- DATASET CONTENT:
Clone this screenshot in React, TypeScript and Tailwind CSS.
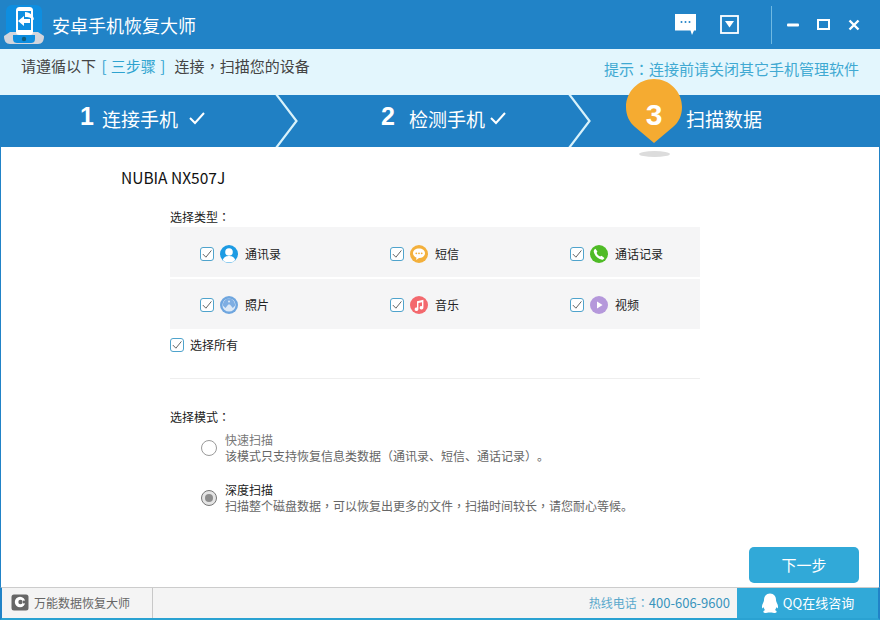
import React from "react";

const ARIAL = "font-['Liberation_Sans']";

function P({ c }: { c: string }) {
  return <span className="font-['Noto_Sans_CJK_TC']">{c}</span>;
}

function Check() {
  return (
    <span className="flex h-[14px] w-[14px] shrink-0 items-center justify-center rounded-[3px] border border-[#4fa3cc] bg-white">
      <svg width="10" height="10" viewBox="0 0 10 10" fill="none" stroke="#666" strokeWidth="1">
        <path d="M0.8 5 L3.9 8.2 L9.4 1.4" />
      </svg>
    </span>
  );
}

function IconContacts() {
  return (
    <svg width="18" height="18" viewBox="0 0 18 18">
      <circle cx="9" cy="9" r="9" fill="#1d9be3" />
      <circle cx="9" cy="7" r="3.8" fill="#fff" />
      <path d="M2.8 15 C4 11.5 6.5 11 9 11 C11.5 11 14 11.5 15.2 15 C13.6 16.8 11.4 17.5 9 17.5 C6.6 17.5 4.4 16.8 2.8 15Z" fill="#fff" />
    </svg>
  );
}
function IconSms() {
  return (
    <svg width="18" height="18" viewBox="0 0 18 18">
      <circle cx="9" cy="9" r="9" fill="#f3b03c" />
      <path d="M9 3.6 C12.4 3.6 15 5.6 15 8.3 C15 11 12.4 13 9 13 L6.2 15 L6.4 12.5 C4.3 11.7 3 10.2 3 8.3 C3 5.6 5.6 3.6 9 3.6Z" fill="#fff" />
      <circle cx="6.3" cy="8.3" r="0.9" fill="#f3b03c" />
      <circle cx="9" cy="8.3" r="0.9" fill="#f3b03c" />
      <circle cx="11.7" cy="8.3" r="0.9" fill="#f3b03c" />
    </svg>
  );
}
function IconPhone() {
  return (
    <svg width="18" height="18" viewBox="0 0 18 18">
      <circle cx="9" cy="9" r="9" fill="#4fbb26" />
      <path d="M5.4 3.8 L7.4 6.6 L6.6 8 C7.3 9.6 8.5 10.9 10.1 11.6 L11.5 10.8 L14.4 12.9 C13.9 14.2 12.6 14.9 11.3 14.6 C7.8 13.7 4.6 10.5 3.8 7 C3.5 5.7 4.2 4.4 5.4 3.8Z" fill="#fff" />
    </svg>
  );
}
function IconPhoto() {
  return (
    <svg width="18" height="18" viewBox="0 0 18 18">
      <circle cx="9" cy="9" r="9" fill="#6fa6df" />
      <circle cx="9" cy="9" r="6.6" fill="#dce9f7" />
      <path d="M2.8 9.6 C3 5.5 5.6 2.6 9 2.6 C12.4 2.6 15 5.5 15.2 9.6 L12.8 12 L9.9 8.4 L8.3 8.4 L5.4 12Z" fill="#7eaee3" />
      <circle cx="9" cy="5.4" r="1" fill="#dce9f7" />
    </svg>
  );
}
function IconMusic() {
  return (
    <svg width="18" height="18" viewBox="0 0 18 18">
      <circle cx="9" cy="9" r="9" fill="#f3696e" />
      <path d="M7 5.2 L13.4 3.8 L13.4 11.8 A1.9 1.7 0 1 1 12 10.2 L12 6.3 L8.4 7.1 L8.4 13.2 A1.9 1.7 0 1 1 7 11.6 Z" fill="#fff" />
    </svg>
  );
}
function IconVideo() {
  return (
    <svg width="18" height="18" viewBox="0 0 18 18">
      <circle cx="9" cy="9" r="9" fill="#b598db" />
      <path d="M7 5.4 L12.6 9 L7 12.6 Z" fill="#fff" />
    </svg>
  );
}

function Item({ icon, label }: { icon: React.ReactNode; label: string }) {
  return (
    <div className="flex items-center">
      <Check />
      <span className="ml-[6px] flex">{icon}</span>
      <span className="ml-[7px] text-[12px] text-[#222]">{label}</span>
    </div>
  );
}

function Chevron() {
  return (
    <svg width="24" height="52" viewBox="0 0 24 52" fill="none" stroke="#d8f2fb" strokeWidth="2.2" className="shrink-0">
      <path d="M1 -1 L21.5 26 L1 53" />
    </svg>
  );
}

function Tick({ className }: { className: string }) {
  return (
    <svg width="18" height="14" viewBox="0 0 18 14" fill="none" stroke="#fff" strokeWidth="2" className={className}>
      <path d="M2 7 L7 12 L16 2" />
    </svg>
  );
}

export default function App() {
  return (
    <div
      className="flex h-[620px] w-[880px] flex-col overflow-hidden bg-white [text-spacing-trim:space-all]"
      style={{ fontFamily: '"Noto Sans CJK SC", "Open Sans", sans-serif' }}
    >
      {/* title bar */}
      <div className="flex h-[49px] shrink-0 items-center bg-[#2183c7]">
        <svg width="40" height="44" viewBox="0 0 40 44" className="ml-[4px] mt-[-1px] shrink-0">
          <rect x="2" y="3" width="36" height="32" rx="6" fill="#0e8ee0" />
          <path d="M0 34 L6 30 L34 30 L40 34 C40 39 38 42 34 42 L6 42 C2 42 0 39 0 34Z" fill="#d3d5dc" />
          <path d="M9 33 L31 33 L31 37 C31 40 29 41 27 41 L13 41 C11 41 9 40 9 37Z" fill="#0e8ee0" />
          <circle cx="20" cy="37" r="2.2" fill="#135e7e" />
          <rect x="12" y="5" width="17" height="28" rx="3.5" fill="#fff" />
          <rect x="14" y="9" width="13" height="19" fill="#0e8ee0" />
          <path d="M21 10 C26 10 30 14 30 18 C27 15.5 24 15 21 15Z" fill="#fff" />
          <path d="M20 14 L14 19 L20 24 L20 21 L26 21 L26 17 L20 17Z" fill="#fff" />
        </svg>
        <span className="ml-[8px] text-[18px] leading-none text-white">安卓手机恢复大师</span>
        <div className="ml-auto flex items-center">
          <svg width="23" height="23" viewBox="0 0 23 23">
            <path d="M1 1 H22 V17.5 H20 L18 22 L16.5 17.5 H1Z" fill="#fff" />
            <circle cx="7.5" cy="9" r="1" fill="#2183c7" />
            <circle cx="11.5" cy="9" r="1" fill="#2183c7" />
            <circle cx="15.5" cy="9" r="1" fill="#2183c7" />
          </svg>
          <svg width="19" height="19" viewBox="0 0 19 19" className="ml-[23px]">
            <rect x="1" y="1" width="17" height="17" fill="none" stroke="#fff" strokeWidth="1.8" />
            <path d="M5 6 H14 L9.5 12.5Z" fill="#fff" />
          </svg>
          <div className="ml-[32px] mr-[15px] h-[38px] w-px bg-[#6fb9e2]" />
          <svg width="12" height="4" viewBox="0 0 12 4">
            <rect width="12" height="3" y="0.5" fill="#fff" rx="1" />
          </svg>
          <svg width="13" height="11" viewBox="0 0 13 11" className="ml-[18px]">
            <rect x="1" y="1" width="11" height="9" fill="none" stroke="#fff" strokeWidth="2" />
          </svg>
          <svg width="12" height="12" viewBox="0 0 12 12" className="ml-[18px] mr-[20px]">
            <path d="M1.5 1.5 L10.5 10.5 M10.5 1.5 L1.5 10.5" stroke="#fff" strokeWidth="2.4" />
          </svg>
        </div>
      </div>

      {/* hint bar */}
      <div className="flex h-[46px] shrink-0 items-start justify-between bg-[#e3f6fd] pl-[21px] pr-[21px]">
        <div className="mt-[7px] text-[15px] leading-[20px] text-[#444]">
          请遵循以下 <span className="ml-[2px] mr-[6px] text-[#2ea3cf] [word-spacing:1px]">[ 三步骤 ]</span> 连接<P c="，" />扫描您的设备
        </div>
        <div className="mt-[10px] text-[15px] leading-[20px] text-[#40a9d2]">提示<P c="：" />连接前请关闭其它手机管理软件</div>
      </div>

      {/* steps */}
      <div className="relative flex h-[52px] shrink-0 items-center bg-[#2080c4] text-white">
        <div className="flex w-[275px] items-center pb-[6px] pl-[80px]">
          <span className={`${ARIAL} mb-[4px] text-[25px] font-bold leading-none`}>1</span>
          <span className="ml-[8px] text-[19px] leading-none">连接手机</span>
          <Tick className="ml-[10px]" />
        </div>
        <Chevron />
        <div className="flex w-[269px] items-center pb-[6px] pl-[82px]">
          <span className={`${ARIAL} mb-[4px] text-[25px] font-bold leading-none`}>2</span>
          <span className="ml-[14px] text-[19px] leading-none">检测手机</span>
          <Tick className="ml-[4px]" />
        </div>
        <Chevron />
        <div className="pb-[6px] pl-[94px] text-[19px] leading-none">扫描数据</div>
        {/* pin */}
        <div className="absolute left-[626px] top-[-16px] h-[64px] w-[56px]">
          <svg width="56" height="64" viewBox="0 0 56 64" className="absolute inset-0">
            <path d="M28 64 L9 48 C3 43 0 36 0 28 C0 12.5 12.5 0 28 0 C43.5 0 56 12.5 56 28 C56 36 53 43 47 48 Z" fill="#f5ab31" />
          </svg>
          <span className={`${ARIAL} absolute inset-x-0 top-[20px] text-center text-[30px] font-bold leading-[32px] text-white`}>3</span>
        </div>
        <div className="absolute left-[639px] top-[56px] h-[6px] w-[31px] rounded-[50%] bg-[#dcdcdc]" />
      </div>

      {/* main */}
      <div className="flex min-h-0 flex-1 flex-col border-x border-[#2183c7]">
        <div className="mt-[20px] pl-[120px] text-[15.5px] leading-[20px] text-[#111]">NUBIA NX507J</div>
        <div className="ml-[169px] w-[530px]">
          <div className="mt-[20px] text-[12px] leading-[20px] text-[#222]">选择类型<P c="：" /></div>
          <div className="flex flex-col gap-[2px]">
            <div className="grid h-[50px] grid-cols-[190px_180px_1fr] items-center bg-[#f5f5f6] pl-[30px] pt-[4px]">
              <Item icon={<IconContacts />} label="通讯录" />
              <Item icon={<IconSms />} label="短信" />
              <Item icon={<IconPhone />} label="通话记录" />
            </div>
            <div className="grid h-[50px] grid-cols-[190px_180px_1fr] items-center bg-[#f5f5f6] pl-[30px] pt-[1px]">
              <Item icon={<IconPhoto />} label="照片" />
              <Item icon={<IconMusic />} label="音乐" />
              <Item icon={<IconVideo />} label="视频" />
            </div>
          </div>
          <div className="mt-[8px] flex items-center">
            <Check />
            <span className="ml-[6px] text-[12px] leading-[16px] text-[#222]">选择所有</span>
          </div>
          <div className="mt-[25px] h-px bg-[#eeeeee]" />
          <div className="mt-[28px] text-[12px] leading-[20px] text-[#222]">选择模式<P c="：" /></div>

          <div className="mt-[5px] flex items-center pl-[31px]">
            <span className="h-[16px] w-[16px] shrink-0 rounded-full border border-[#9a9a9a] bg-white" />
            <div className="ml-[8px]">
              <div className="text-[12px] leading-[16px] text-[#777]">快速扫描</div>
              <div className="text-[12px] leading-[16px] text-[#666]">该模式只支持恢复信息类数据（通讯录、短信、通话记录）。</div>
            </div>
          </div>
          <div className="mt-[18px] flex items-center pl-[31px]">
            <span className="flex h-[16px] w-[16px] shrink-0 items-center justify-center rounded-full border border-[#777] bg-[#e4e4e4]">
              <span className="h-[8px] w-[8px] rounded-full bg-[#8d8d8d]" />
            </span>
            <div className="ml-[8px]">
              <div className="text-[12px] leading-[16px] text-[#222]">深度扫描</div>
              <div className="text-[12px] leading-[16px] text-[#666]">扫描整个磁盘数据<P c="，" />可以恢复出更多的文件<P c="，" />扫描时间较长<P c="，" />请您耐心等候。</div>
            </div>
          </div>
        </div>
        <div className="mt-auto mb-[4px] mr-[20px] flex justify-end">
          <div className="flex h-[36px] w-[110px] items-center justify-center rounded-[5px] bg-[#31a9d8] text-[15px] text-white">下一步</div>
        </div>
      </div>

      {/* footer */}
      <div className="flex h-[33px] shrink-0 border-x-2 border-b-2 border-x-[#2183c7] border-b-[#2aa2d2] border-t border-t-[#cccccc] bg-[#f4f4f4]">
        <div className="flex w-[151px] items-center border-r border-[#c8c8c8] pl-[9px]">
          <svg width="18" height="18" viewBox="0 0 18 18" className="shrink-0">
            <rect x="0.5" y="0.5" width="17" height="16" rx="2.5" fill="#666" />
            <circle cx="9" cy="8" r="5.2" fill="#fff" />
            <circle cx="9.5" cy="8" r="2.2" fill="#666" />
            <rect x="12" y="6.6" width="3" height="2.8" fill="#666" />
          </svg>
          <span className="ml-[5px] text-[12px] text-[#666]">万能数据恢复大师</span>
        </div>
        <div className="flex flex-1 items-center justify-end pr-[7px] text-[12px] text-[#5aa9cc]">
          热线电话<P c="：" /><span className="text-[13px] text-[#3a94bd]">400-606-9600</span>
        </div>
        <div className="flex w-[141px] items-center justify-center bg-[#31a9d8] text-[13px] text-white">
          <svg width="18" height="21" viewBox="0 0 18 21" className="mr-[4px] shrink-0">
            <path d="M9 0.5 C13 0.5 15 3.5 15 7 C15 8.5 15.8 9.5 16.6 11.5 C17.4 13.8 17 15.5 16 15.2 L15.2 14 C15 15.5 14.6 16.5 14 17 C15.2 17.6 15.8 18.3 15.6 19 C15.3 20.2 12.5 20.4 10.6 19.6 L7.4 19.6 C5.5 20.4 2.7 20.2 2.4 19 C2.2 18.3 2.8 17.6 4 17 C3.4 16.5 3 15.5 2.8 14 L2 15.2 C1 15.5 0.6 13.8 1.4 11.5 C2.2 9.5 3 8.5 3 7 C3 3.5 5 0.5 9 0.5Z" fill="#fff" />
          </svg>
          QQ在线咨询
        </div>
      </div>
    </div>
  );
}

- PROBLEM TO SOLVE:
Work out the count of lines containing the word "React", then write only that count.

- SOLUTION TO THIS TASK:
3